Your objective =>
Show all lines from the listing below that contain "styles".
Begin Available data
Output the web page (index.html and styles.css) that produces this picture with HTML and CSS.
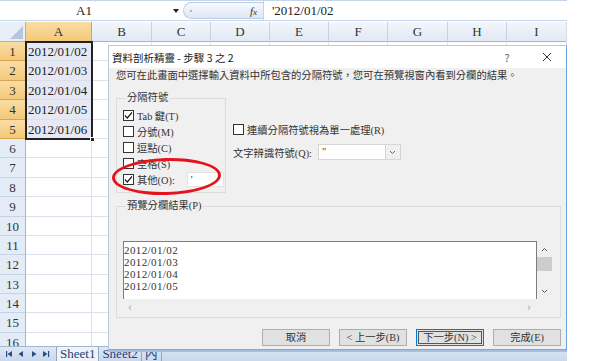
FILE: index.html
```html
<!DOCTYPE html>
<html>

<head>
    <meta charset="utf-8" />
    <title>資料剖析精靈</title>
    <link rel="stylesheet" href="styles.css">
</head>

<body>

<div class="app">
    <!-- 資料編輯列 -->
    <div class="formula-bar">
        <div class="name-box">A1</div>
        <div class="name-drop"><span class="tri"></span></div>
        <div class="fx-pill"><span class="pill-dot"></span><span class="fx">f<i>x</i></span></div>
        <div class="formula">'2012/01/02</div>
    </div>

    <!-- 工作表 -->
    <div class="sheet">
        <div class="corner"><span class="corner-tri"></span></div>
        <div class="ch on">A</div><div class="ch">B</div><div class="ch">C</div><div class="ch">D</div><div class="ch">E</div><div class="ch">F</div><div class="ch">G</div><div class="ch">H</div><div class="ch">I</div>

        <div class="rh on">1</div><div class="c sel">2012/01/02</div><div class="c"></div><div class="c"></div><div class="c"></div><div class="c"></div><div class="c"></div><div class="c"></div><div class="c"></div><div class="c"></div>
        <div class="rh on">2</div><div class="c sel">2012/01/03</div><div class="c"></div><div class="c"></div><div class="c"></div><div class="c"></div><div class="c"></div><div class="c"></div><div class="c"></div><div class="c"></div>
        <div class="rh on">3</div><div class="c sel">2012/01/04</div><div class="c"></div><div class="c"></div><div class="c"></div><div class="c"></div><div class="c"></div><div class="c"></div><div class="c"></div><div class="c"></div>
        <div class="rh on">4</div><div class="c sel">2012/01/05</div><div class="c"></div><div class="c"></div><div class="c"></div><div class="c"></div><div class="c"></div><div class="c"></div><div class="c"></div><div class="c"></div>
        <div class="rh on">5</div><div class="c sel">2012/01/06</div><div class="c"></div><div class="c"></div><div class="c"></div><div class="c"></div><div class="c"></div><div class="c"></div><div class="c"></div><div class="c"></div>
        <div class="rh">6</div><div class="c"></div><div class="c"></div><div class="c"></div><div class="c"></div><div class="c"></div><div class="c"></div><div class="c"></div><div class="c"></div><div class="c"></div>
        <div class="rh">7</div><div class="c"></div><div class="c"></div><div class="c"></div><div class="c"></div><div class="c"></div><div class="c"></div><div class="c"></div><div class="c"></div><div class="c"></div>
        <div class="rh">8</div><div class="c"></div><div class="c"></div><div class="c"></div><div class="c"></div><div class="c"></div><div class="c"></div><div class="c"></div><div class="c"></div><div class="c"></div>
        <div class="rh">9</div><div class="c"></div><div class="c"></div><div class="c"></div><div class="c"></div><div class="c"></div><div class="c"></div><div class="c"></div><div class="c"></div><div class="c"></div>
        <div class="rh">10</div><div class="c"></div><div class="c"></div><div class="c"></div><div class="c"></div><div class="c"></div><div class="c"></div><div class="c"></div><div class="c"></div><div class="c"></div>
        <div class="rh">11</div><div class="c"></div><div class="c"></div><div class="c"></div><div class="c"></div><div class="c"></div><div class="c"></div><div class="c"></div><div class="c"></div><div class="c"></div>
        <div class="rh">12</div><div class="c"></div><div class="c"></div><div class="c"></div><div class="c"></div><div class="c"></div><div class="c"></div><div class="c"></div><div class="c"></div><div class="c"></div>
        <div class="rh">13</div><div class="c"></div><div class="c"></div><div class="c"></div><div class="c"></div><div class="c"></div><div class="c"></div><div class="c"></div><div class="c"></div><div class="c"></div>
        <div class="rh">14</div><div class="c"></div><div class="c"></div><div class="c"></div><div class="c"></div><div class="c"></div><div class="c"></div><div class="c"></div><div class="c"></div><div class="c"></div>
        <div class="rh">15</div><div class="c"></div><div class="c"></div><div class="c"></div><div class="c"></div><div class="c"></div><div class="c"></div><div class="c"></div><div class="c"></div><div class="c"></div>
        <div class="rh">16</div><div class="c"></div><div class="c"></div><div class="c"></div><div class="c"></div><div class="c"></div><div class="c"></div><div class="c"></div><div class="c"></div><div class="c"></div>
    </div>

    <!-- 工作表索引標籤 -->
    <div class="tabs">
        <div class="tab-nav">
            <svg width="46" height="8" viewBox="0 0 46 8">
                <rect x="1" y="1" width="1.2" height="6" fill="#2b4c86"/>
                <polygon points="7,1 2.5,4 7,7" fill="#2b4c86"/>
                <polygon points="18,1 13.5,4 18,7" fill="#2b4c86"/>
                <polygon points="27,1 31.5,4 27,7" fill="#2b4c86"/>
                <polygon points="38,1 42.5,4 38,7" fill="#2b4c86"/>
                <rect x="43" y="1" width="1.2" height="6" fill="#2b4c86"/>
            </svg>
        </div>
        <div class="tab cur">Sheet1</div>
        <div class="tab">Sheet2</div>
        <div class="tab">內</div>
        <div class="tab-new"></div>
    </div>

    <div class="selection"><span class="handle"></span></div>

    <!-- 資料剖析精靈 -->
    <div class="dialog">
        <div class="titlebar">
            <span class="title">資料剖析精靈 - 步驟 3 之 2</span>
            <span class="help">?</span>
            <span class="close"><svg width="10" height="10" viewBox="0 0 10 10"><path d="M1,1 L9,9 M9,1 L1,9" stroke="#333" stroke-width="1"/></svg></span>
        </div>
        <div class="dlg-body">
            <div class="desc">您可在此畫面中選擇輸入資料中所包含的分隔符號，您可在預覽視窗內看到分欄的結果。</div>

            <div class="upper">
                <fieldset class="group delims">
                    <legend>分隔符號</legend>
                    <div class="opt"><span class="box checked"><svg width="11" height="11" viewBox="0 0 11 11"><polyline points="2,5.5 4.3,8 9,2.5" fill="none" stroke="#222" stroke-width="1.2"/></svg></span>Tab 鍵(T)</div>
                    <div class="opt"><span class="box"></span>分號(M)</div>
                    <div class="opt"><span class="box"></span>逗點(C)</div>
                    <div class="opt"><span class="box"></span>空格(S)</div>
                    <div class="opt"><span class="box checked"><svg width="11" height="11" viewBox="0 0 11 11"><polyline points="2,5.5 4.3,8 9,2.5" fill="none" stroke="#222" stroke-width="1.2"/></svg></span>其他(O):<span class="other-input">'</span></div>
                </fieldset>

                <div class="side">
                    <div class="opt"><span class="box"></span>連續分隔符號視為單一處理(R)</div>
                    <div class="qualifier">
                        <span>文字辨識符號(Q):</span>
                        <span class="combo">
                            <span class="combo-val">"</span>
                            <span class="combo-btn"><svg width="7" height="5" viewBox="0 0 7 5"><polyline points="1,1 3.5,3.5 6,1" fill="none" stroke="#666" stroke-width="1"/></svg></span>
                        </span>
                    </div>
                </div>
            </div>

            <fieldset class="group preview">
                <legend>預覽分欄結果(P)</legend>
                <div class="pv-main">
                    <div class="pv-text">2012/01/02<br>2012/01/03<br>2012/01/04<br>2012/01/05</div>
                    <div class="vscroll">
                        <span class="arr"><svg width="7" height="5" viewBox="0 0 7 5"><polyline points="1,4 3.5,1.5 6,4" fill="none" stroke="#555" stroke-width="1"/></svg></span>
                        <span class="thumb"></span>
                        <span class="arr down"><svg width="7" height="5" viewBox="0 0 7 5"><polyline points="1,1 3.5,3.5 6,1" fill="none" stroke="#555" stroke-width="1"/></svg></span>
                    </div>
                </div>
                <div class="hscroll"><span>&lsaquo;</span><span>&rsaquo;</span></div>
            </fieldset>

            <div class="buttons">
                <span class="btn">取消</span>
                <span class="btn">&lt; 上一步(B)</span>
                <span class="btn focus">下一步(N) &gt;</span>
                <span class="btn">完成(E)</span>
            </div>
        </div>
    </div>

    <div class="circle"></div>
</div>

</body>

</html>
```

FILE: styles.css
```css
* {
    padding: 0;
    margin: 0;
    box-sizing: border-box;
}

body {
    background: #fff;
}

.app {
    width: 600px;
    height: 361px;
    position: relative;
    overflow: hidden;
    font-family: "Liberation Serif", "Noto Sans CJK TC", serif;
    color: #222;
}

/* 資料編輯列 */
.formula-bar {
    width: 567px;
    height: 21px;
    margin-bottom: 1px;
    display: flex;
    border-top: 1px solid #c6d6ea;
    border-bottom: 1px solid #c6d6ea;
    font-size: 13px;
}

.name-box {
    width: 168px;
    text-align: center;
    line-height: 19px;
}

.name-drop {
    width: 15px;
    display: flex;
    align-items: center;
    justify-content: center;
}

.name-drop .tri {
    border-left: 3.5px solid transparent;
    border-right: 3.5px solid transparent;
    border-top: 4px solid #222;
}

.fx-pill {
    width: 80px;
    margin: 1px 0 1px 0;
    border: 1px solid #bccde3;
    border-right: 0;
    border-radius: 9px 0 0 9px;
    background: linear-gradient(#f7f9fc, #dde7f3);
    display: flex;
    align-items: center;
    justify-content: space-between;
    padding: 0 6px 0 6px;
}

.pill-dot {
    width: 2px;
    height: 2px;
    background: #aab8ca;
}

.fx {
    font-style: italic;
    font-size: 11px;
    color: #333;
}

.fx i {
    font-size: 9px;
}

.formula {
    flex: 1;
    padding-left: 8px;
    line-height: 19px;
    border-left: 1px solid #c6d6ea;
}

/* 工作表 */
.sheet {
    width: 567px;
    height: 324px;
    overflow: hidden;
    display: grid;
    grid-template-columns: 26px 66px 60px 59px 59px 59px 59px 60px 59px 60px;
    grid-template-rows: 20px repeat(16, 19.4px);
    font-size: 13px;
    border-right: 1px solid #d5dde8;
}

.corner {
    background: #e9eff7;
    border-right: 1px solid #9eb6ce;
    border-bottom: 1px solid #9eb6ce;
    position: relative;
}

.corner-tri {
    position: absolute;
    right: 2px;
    bottom: 2px;
    border-left: 13px solid transparent;
    border-bottom: 13px solid #b4c6dd;
}

.ch {
    background: linear-gradient(#f3f6fb, #e1e9f4);
    border-right: 1px solid #c5d3e4;
    border-bottom: 1px solid #9eb6ce;
    text-align: center;
    line-height: 20px;
    color: #333;
}

.rh {
    background: #e4ecf7;
    border-right: 1px solid #9eb6ce;
    border-bottom: 1px solid #c5d3e4;
    text-align: center;
    line-height: 19px;
    color: #333;
}

.ch.on,
.rh.on {
    background: linear-gradient(#f9dda6, #f4c979);
    border-color: #d9a44f;
}

.c {
    border-right: 1px solid #dbe1ea;
    border-bottom: 1px solid #dbe1ea;
    line-height: 19px;
    padding-left: 2px;
}

.c.sel {
    background: #e6e9f4;
}

.selection {
    position: absolute;
    left: 25px;
    top: 41px;
    width: 68px;
    height: 99px;
    border: 2px solid #222;
}

.selection .handle {
    position: absolute;
    right: -4px;
    bottom: -4px;
    width: 5px;
    height: 5px;
    background: #222;
    border: 1px solid #fff;
}

/* 工作表索引標籤 */
.tabs {
    width: 567px;
    height: 15px;
    display: flex;
    align-items: stretch;
    background: linear-gradient(#dfe8f4, #c9d8ec);
    border-top: 1px solid #9eb6ce;
    font-size: 13px;
    color: #1e3f78;
}

.tab-nav {
    width: 56px;
    display: flex;
    align-items: center;
    padding-left: 5px;
}

.tab {
    padding: 0 3px;
    line-height: 14px;
    border-right: 1px solid #8ea7c6;
}

.tab.cur {
    background: #eef3fa;
    border-left: 1px solid #8ea7c6;
}

.tab-new {
    width: 14px;
}

/* 對話方塊 */
.dialog {
    position: absolute;
    left: 108px;
    top: 45px;
    width: 459px;
    height: 305px;
    background: #f0f0f0;
    border: 1px solid #b9c9dd;
    border-right-color: #6fa1d9;
    border-bottom-color: #7ea8da;
    box-shadow: 0 2px 0 #a4bfe3;
    display: flex;
    flex-direction: column;
    font-size: 10.3px;
    color: #1a1a1a;
}

.titlebar {
    height: 22px;
    background: #fff;
    display: flex;
    align-items: center;
    padding-left: 3px;
    font-family: "Noto Sans CJK TC", sans-serif;
    font-size: 10.5px;
}

.help {
    margin-left: auto;
    width: 12px;
    text-align: center;
    color: #555;
}

.close {
    width: 12px;
    height: 10px;
    margin: 0 13px 0 28px;
    display: flex;
    justify-content: center;
}

.dlg-body {
    flex: 1;
    padding: 0 5px 0 7px;
    display: flex;
    flex-direction: column;
}

.desc {
    margin-top: 2px;
    line-height: 12px;
    color: #333;
}

.upper {
    margin-top: 10px;
    display: flex;
}

.group {
    border: 1px solid #dcdcdc;
    min-width: 0;
}

.group legend {
    margin-left: 3px;
    padding: 0 1px;
    line-height: 12px;
    color: #333;
}

.delims {
    width: 110px;
    height: 101px;
    padding: 3px 0 0 6px;
}

.opt {
    height: 16px;
    display: flex;
    align-items: center;
    gap: 3px;
    color: #333;
}

.box {
    width: 11px;
    height: 11px;
    border: 1px solid #333;
    background: #fff;
    display: flex;
}

.box svg {
    margin: -1px;
}

.other-input {
    width: 37px;
    height: 15px;
    margin-left: 9px;
    background: #fff;
    border: 1px solid #e3e3e3;
    padding-left: 3px;
    line-height: 13px;
}

.side {
    margin-left: 7px;
    padding-top: 29px;
}

.qualifier {
    margin-top: 7px;
    display: flex;
    align-items: center;
    color: #333;
}

.combo {
    width: 83px;
    height: 16px;
    margin-left: 6px;
    display: flex;
    background: #fff;
    border: 1px solid #d6d6d6;
}

.combo-val {
    flex: 1;
    padding-left: 3px;
    line-height: 14px;
}

.combo-btn {
    width: 15px;
    border-left: 1px solid #d6d6d6;
    background: #f0f0f0;
    display: flex;
    align-items: center;
    justify-content: center;
}

.preview {
    margin-top: 7px;
    height: 118px;
    padding: 29px 0 0 6px;
}

.pv-main {
    display: flex;
    height: 58px;
}

.pv-text {
    width: 414px;
    background: #fff;
    border: 1px solid #7d7d7d;
    border-bottom: 0;
    padding: 2px 0 0 0;
    font-size: 11px;
    line-height: 12px;
    letter-spacing: 0.4px;
    color: #333;
}

.vscroll {
    width: 15px;
    display: flex;
    flex-direction: column;
}

.vscroll .arr {
    height: 16px;
    display: flex;
    align-items: center;
    justify-content: center;
}

.vscroll .thumb {
    height: 14px;
    background: #cdcdcd;
}

.vscroll .down {
    margin-top: auto;
}

.hscroll {
    width: 414px;
    height: 15px;
    display: flex;
    justify-content: space-between;
    padding: 0 6px 0 5px;
    font-size: 12px;
    line-height: 14px;
    color: #a6a6a6;
}

.buttons {
    margin-top: 11px;
    display: flex;
    justify-content: flex-end;
    gap: 9px;
}

.btn {
    width: 68px;
    height: 17px;
    background: #e1e1e1;
    border: 1px solid #adadad;
    text-align: center;
    line-height: 15px;
    color: #333;
}

.btn.focus {
    border-color: #0078d7;
    box-shadow: inset 0 0 0 1px #e1e1e1, inset 0 0 0 2px #555;
}

/* 標註用紅圈 */
.circle {
    position: absolute;
    left: 112px;
    top: 158px;
    width: 109px;
    height: 37px;
    border: 3.5px solid #e3141c;
    border-radius: 50%;
    transform: rotate(-1.5deg);
}
```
End Available data
Response for this exercise =>
Output the web page (index.html and styles.css) that produces this picture with HTML and CSS.
    <link rel="stylesheet" href="styles.css">
FILE: styles.css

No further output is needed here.